Três coisas importantes mudaram desde a Guerra Fria, as quais aumentaram a probabilidade de ocorrência de ataques nucleares.

  1. A proliferação nuclear. O que significa que a estratégia da destruição mutuamente assegurada (MAD) pode ser contornada se a identidade do primeiro atacante for incerta para o alvo. Um míssil que aparece de uma direção inesperada pode não ter sido lançado pelo suspeito mais óbvio.

  2. A estratégia MAD depende de ambos protagonistas serem atores racionais. O Ocidente deixou de agir racionalmente quando destruiu os gasodutos Nordstream I e II.

  3. A Rússia pode agora ter um escudo de defesa antimísseis eficaz, enquanto a OTAN ainda não tem.

O método russo projetado para frente

Assim como em dezembro de 2021, quando a Rússia pediu garantias de segurança à OTAN, a Rússia segue a letra da lei e dos procedimentos. Assim foi dada à OTAN a oportunidade de recuar ou negociar. Ao serem rechaçadas essas oportunidades, foi que a Rússia interveio militarmente na Ucrânia, cerca de 70 dias após a oferta inicial de negociação com a OTAN.

Seguindo o mesmo método, em 2023, a Rússia acaba de apresentar o caso legal de que os EUA e a OTAN estão em guerra com a Rússia e representam uma ameaça existencial para a sobrevivência da Rússia.
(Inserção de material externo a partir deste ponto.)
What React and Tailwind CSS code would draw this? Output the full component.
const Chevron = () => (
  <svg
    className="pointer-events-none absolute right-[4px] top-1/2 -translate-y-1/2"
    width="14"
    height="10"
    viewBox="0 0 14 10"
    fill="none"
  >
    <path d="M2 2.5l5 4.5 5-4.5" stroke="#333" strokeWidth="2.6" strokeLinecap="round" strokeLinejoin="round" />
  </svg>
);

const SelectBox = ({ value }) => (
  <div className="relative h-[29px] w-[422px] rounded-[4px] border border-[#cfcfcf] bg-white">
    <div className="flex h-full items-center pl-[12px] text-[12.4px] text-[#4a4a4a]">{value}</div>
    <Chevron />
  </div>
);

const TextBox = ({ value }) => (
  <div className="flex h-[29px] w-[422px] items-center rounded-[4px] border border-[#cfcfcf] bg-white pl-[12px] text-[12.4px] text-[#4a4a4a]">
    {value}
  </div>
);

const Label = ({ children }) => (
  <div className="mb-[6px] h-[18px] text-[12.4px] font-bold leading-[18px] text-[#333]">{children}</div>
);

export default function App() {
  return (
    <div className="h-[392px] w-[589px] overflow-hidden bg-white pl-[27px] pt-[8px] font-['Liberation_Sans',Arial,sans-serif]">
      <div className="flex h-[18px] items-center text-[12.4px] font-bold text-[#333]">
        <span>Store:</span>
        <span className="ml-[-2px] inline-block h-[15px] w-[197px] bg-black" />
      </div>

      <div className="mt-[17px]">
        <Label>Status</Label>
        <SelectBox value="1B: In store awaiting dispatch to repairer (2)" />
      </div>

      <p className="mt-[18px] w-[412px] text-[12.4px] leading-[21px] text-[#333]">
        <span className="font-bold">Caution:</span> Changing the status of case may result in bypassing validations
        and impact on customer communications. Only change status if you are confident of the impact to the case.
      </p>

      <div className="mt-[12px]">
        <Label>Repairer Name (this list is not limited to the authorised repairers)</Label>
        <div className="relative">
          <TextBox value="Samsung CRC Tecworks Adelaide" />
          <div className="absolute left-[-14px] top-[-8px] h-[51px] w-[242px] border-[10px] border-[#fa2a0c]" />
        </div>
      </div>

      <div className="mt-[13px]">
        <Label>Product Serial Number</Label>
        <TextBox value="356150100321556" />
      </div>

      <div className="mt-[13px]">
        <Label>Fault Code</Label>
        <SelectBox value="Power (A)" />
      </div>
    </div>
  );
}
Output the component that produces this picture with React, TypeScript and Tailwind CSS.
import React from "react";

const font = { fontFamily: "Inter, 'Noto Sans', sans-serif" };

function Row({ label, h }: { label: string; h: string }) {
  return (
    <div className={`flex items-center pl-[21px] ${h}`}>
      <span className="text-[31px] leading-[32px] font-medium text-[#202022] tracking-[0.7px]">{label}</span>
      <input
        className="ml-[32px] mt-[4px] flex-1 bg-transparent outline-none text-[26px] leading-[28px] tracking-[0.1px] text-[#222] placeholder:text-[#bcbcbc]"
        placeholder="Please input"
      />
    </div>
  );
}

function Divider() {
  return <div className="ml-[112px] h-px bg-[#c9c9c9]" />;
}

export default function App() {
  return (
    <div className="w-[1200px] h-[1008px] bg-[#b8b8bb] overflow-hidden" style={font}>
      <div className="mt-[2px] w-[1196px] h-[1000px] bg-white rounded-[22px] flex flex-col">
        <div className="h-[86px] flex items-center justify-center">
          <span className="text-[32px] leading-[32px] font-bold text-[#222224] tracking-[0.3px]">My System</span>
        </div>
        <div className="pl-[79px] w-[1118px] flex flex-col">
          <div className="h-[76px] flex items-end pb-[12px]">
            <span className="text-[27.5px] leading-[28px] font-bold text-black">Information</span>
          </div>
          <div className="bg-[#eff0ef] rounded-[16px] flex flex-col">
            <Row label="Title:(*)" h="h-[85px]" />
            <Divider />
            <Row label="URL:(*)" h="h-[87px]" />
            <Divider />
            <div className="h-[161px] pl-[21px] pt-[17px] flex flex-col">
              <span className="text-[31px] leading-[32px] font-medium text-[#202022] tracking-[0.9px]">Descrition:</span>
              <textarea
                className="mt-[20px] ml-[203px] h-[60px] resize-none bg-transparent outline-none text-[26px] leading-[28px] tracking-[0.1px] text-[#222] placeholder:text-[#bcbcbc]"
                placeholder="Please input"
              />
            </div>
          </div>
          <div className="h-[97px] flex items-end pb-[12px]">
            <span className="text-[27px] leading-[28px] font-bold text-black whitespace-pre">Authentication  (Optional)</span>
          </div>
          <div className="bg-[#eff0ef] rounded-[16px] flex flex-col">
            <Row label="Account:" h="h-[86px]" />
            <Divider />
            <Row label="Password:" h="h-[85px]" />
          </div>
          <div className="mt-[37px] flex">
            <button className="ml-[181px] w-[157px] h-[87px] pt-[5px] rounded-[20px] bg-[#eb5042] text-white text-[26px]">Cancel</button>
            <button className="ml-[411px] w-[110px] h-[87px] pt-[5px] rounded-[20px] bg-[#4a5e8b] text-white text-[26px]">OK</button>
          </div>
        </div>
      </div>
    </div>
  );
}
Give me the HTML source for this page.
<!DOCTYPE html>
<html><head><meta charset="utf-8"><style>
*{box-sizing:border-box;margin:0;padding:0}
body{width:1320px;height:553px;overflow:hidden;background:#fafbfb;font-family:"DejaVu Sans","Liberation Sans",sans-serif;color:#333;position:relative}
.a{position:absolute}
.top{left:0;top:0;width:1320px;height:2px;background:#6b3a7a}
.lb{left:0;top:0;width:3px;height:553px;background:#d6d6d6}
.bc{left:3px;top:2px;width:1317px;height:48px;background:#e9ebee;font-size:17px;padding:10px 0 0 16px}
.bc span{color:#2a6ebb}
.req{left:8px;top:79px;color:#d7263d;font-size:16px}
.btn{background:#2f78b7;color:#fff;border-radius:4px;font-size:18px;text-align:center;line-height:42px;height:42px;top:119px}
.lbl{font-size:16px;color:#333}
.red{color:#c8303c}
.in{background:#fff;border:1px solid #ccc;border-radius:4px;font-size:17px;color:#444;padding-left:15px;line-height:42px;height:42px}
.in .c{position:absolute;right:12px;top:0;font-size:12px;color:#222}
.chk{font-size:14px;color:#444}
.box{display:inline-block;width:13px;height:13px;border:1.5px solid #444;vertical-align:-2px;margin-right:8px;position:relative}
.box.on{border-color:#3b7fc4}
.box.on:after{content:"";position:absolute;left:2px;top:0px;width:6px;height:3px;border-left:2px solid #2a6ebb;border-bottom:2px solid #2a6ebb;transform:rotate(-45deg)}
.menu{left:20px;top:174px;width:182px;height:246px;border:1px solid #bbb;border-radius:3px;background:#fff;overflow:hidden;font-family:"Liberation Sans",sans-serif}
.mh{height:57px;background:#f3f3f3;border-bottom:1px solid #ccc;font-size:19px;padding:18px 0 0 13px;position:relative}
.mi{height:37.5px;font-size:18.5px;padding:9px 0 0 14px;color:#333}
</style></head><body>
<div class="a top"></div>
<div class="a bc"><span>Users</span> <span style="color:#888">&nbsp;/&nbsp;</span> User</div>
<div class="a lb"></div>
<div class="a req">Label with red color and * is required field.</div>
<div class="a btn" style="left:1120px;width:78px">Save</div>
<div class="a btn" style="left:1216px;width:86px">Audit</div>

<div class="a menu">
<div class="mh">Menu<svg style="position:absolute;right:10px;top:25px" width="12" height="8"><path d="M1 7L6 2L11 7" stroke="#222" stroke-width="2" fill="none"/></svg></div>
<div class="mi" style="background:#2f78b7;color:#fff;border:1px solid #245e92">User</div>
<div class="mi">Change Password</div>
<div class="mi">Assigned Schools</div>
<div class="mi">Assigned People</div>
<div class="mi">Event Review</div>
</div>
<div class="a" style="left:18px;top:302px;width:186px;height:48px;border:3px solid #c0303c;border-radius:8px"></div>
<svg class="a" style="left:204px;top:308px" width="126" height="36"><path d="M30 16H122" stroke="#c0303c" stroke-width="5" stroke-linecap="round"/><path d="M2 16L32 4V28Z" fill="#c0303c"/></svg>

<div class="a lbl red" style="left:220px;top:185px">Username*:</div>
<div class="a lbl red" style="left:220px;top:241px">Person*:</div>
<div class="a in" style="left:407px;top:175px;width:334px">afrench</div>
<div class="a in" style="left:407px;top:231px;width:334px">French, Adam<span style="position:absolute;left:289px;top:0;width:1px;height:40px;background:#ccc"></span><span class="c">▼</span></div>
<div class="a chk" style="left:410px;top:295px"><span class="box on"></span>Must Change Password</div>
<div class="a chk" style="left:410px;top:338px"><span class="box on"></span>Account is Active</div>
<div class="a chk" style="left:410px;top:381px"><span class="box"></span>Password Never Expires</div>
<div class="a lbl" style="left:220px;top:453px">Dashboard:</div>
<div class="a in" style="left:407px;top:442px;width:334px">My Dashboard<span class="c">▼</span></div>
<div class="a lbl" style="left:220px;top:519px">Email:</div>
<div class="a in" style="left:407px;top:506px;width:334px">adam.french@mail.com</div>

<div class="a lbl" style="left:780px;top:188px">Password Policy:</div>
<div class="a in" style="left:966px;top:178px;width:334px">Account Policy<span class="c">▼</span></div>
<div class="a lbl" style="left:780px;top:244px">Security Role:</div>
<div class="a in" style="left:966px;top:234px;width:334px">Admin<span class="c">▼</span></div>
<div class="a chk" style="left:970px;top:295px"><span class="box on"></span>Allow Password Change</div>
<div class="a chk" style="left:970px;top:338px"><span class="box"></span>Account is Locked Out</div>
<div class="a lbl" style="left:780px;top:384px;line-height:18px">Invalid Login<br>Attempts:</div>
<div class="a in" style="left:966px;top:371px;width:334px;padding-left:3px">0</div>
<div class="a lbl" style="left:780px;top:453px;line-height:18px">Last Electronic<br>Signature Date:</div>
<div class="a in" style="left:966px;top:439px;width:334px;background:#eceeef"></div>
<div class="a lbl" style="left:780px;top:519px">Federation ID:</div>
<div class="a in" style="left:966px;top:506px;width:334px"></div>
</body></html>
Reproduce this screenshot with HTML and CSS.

Parece-me provável que nas próximas semanas a China, aliada da Rússia, ofereça um acordo de paz que congele o conflito ucraniano dentro das atuais linhas de contato, ou seja, com a Ucrânia concedendo território perdido à Rússia.

Se o Ocidente rejeitar a paz oferecida, o que parece bastante provável, todas as condições para uma guerra nuclear estarão reunidas. Bastará uma nova provocação da OTAN para desencadear um primeiro ataque da Rússia. Ou pior, se ambas as partes perceberem que esse é o caso mais provável, ambas terão daí incentivo para atacar primeiro.

Nos próximos 360 dias, corremos grande perigo de uma troca nuclear entre a Rússia e a OTAN, maior do que jamais tivemos. Há uma janela de 60 a 90 dias restante para que esse resultado seja evitado. Oremos para que Deus afaste os corações dos líderes ocidentais da loucura suicida que eles abraçaram.